**Required task:** Records follow. Copy every line with "page".

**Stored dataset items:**
☆ ☆ ☆
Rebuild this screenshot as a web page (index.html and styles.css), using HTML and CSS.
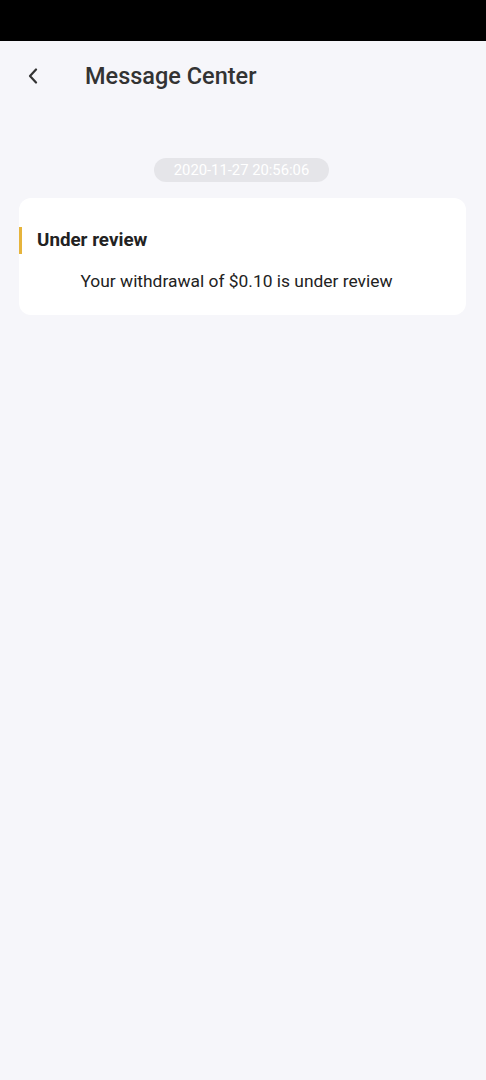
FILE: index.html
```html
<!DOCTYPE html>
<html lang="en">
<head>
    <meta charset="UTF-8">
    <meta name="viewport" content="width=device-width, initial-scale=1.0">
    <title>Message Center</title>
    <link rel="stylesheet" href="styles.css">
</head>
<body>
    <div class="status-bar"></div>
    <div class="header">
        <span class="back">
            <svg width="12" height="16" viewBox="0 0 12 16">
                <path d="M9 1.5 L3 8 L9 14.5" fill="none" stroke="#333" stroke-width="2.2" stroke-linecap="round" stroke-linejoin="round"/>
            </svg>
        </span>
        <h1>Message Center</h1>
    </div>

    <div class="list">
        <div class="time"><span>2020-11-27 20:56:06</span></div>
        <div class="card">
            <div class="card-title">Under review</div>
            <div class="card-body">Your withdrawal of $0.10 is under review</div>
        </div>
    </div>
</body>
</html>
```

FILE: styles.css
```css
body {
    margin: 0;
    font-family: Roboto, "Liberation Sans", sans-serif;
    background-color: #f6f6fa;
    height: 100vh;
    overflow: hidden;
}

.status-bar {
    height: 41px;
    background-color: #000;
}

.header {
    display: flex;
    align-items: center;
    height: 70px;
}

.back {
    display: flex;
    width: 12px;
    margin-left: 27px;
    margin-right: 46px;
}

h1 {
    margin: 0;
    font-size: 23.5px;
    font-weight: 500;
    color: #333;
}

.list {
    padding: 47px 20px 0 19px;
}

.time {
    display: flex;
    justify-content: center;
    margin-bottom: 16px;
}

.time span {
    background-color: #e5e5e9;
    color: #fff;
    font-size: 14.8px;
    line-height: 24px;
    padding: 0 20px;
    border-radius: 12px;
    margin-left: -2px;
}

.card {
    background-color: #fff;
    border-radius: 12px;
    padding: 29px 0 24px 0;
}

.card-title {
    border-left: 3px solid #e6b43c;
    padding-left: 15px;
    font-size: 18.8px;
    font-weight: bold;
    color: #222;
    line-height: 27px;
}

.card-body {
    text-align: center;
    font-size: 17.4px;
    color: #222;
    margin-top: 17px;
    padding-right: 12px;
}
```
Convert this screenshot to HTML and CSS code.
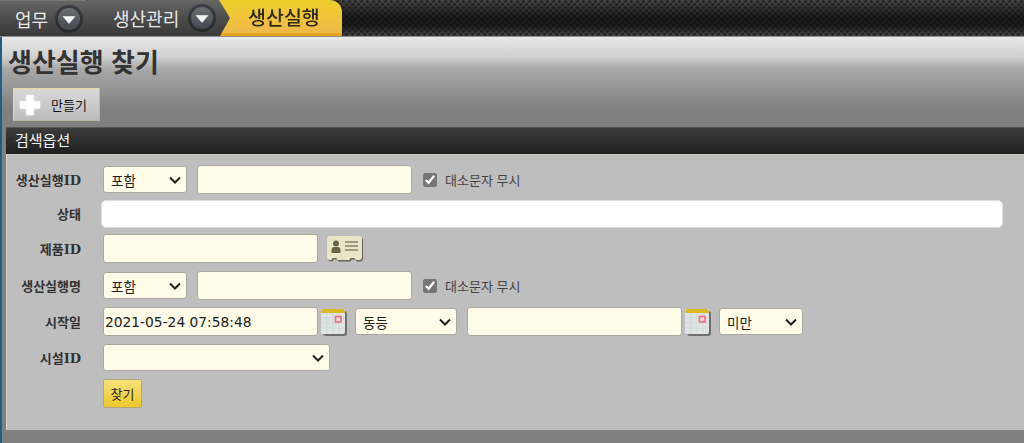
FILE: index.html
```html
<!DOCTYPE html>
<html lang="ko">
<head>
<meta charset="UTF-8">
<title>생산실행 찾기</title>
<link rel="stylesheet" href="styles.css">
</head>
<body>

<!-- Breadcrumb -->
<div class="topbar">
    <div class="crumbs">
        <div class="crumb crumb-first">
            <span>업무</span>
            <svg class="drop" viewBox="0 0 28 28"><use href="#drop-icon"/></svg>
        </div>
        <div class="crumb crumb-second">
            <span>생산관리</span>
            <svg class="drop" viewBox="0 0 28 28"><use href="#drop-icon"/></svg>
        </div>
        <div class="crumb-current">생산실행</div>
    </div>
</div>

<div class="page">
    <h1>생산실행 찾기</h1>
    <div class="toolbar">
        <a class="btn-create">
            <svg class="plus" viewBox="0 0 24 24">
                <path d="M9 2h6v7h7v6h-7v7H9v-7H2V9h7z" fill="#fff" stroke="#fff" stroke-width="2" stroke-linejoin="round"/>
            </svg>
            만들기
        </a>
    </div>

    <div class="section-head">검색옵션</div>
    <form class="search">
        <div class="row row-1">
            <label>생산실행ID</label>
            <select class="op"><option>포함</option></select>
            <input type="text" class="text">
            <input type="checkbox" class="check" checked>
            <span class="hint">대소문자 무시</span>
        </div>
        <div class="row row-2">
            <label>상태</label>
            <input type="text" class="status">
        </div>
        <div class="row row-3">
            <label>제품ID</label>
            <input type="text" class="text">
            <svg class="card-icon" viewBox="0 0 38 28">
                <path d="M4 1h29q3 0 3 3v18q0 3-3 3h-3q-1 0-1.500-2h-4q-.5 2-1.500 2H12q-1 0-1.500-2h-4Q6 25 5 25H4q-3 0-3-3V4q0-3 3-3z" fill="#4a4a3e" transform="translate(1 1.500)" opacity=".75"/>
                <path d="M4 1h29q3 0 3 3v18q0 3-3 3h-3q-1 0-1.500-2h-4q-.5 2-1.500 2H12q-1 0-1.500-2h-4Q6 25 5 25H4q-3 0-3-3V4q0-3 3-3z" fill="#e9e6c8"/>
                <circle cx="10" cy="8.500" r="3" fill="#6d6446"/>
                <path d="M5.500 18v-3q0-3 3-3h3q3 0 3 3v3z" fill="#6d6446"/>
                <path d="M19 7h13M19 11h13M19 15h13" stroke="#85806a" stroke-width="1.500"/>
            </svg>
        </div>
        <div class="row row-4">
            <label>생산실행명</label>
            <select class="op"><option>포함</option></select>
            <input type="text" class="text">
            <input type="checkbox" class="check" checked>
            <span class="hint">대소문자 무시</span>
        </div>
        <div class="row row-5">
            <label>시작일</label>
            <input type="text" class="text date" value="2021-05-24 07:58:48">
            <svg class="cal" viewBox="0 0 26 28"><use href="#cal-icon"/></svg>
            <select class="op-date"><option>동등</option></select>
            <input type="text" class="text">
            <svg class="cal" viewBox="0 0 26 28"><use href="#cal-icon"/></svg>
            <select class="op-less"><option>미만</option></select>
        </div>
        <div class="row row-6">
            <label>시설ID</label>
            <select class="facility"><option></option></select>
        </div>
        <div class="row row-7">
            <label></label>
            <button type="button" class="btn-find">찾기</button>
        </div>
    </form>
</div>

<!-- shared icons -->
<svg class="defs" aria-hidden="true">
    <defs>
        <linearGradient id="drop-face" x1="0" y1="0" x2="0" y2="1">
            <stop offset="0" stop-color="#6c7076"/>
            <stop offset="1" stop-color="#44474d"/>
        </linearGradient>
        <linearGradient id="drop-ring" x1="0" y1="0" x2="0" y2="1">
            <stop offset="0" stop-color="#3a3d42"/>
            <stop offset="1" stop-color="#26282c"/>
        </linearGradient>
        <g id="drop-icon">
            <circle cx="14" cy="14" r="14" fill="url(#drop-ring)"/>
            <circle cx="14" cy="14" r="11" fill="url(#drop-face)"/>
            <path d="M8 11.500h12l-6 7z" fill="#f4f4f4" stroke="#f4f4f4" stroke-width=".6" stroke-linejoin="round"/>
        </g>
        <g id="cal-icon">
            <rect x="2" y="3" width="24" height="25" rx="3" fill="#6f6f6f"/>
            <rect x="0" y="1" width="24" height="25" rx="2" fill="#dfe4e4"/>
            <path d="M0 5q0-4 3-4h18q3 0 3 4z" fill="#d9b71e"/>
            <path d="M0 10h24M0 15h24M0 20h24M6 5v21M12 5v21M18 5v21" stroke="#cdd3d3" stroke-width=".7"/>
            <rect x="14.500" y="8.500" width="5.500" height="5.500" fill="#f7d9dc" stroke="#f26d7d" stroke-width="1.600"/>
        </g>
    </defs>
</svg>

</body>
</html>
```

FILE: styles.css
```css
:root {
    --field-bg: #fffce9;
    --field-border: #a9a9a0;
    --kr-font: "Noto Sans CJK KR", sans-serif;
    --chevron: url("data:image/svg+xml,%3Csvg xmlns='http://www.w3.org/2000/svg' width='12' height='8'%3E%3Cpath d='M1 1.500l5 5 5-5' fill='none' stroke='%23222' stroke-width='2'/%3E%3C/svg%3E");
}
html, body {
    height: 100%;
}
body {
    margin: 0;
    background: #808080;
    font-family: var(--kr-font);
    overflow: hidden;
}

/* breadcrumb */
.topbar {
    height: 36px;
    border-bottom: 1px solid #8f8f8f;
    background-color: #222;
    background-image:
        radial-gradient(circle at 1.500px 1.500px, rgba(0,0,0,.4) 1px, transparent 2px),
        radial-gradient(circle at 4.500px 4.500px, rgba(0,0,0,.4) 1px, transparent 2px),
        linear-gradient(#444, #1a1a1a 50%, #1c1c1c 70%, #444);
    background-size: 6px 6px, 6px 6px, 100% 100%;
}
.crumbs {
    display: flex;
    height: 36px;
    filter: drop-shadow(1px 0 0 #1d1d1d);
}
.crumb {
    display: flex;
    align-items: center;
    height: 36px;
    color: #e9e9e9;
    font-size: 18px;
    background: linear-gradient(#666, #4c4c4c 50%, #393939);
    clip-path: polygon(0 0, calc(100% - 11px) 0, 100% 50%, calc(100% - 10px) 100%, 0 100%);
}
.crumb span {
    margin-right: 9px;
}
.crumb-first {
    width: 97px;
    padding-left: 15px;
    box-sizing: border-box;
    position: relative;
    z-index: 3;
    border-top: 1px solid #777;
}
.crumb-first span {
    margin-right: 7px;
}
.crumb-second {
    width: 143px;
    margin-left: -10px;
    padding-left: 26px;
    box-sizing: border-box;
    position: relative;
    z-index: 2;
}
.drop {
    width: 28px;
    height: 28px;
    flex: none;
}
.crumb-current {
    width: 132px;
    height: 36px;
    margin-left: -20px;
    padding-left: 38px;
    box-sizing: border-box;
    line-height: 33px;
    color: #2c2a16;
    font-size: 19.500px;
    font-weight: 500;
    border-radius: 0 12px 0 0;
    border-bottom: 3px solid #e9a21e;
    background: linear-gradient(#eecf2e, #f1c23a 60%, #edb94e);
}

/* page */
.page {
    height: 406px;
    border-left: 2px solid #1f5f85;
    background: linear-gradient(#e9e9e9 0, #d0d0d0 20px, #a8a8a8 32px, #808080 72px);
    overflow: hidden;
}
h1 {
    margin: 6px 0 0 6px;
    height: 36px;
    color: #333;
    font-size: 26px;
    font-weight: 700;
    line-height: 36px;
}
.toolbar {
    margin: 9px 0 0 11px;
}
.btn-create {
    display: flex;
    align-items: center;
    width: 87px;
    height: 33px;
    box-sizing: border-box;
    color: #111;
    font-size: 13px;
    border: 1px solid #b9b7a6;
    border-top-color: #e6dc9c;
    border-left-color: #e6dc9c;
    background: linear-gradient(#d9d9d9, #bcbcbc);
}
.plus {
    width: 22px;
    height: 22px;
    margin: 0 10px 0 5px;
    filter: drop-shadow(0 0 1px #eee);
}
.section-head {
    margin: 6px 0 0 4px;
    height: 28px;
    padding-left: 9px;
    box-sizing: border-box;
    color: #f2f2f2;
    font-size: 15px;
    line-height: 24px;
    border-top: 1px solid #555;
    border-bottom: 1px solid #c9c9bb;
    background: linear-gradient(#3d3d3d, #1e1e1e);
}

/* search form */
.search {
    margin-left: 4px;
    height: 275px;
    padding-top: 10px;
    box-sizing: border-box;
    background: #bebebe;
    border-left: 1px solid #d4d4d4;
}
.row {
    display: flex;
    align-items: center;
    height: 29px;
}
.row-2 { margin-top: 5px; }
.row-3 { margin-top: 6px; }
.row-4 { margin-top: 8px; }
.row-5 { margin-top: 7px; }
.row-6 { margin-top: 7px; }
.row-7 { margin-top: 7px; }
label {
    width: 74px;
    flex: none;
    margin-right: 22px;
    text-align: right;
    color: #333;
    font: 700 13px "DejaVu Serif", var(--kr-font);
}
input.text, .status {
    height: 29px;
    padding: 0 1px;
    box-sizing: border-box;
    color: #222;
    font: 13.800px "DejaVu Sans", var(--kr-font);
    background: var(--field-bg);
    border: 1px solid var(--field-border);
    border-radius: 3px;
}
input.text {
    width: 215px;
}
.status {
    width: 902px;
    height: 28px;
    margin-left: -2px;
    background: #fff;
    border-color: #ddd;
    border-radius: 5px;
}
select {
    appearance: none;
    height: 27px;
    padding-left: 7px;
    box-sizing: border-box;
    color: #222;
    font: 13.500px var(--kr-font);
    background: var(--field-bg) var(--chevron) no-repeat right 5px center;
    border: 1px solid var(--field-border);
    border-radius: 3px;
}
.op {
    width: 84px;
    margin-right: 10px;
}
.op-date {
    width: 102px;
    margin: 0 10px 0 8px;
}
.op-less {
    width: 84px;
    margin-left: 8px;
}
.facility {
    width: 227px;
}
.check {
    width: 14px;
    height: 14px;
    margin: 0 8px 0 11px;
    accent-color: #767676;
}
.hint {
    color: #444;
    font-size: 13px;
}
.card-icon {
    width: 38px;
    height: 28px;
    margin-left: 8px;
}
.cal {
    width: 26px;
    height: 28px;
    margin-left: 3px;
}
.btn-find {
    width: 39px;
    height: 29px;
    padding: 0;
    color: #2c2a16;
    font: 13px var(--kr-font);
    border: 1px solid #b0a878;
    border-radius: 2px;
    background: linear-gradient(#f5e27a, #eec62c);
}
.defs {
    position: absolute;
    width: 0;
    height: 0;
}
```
☆ ☆ ☆
**Task result:**
Rebuild this screenshot as a web page (index.html and styles.css), using HTML and CSS.
<div class="page">
/* page */
.page {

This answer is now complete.